Die gesundheitlichen Risiken der bevorstehenden Klimawandels für Deutschland liegen vor allem in der zu erwartenden Zunahme der Hitzeperioden. "Das schon heute in Deutschland bestehende Infektionsrisiko durch Zeckenbisse wird steigen", prognostiziert Peter Höppe, Leiter des Bereichs GeoRisikoForschung der Münchener Rückersicherungsgesellschaft. "Bei einer weiteren Erwärmung müssen wir in Deutschland mit der Ausbreitung von "tropischen" Infektionskrankheiten wie z.B. Malaria oder Dengue Fieber rechnen. Deutschland könnte zumindest aus gesundheitlicher Sicht von der Klimaänderung auch profitieren, da mit einer verminderten Sterblichkeitsrate in den Wintermonaten zu rechnen sei, so Höppe.

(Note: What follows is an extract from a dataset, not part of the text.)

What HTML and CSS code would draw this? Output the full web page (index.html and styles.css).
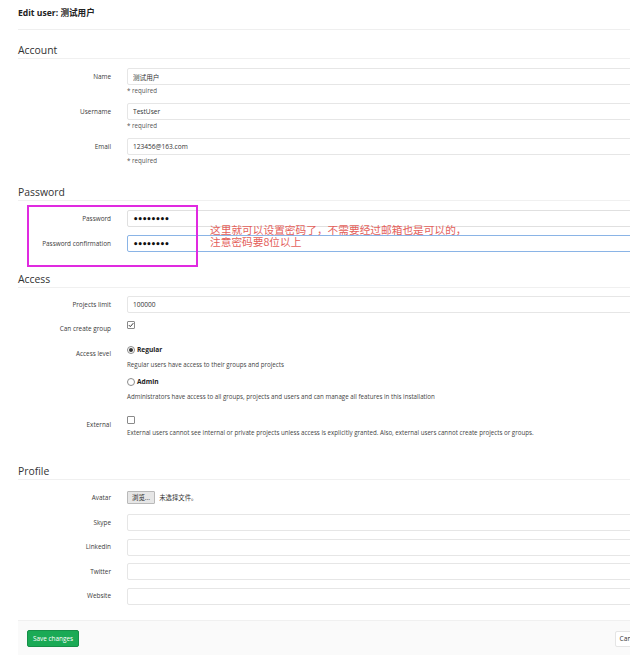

Das Kyoto-Protokoll und der mit seiner Umsetzung verbundene Emissionshandel werde "zunächst sein volles Potential noch nicht entfalten können", schränkte Carlo Jaeger vom Potsdam-Institut für Klimafolgenschätzung die Erwartungen ein. "So liegen die jetzigen Mengenvorgaben für Deutschland sogar über den Emissionsmengen, die ohne Zertifikate zu erwarten wären - das kann nicht der Sinn der Sache sein", so der Leiter des Europäischen Klimaforums.

Auch schwäche die gewählte Art der Zertifikatsvergabe den Wettbewerb, anstatt ihn zu stärken. Im Rahmen der bestehenden Infrastruktur im Kraftwerks-, aber auch im Gebäude- und Verkehrsbereich seien nur bescheidene Emissionsreduktionen realisierbar. In den nächsten Jahren werde deshalb das Instrument Emissionshandel zunächst erprobt werden müssen, ohne dass weit reichende Erfolge erreicht werden können. "Zugleich muss eine Erneuerung der bestehenden Infrastruktur vorbereitet werden, bei der deutlich weniger Energie verbraucht wird und zugleich in großem Umfang erneuerbare Energie aus dem Mittelmeerraum importiert wird" forderte Jaeger auf der Tagung in München.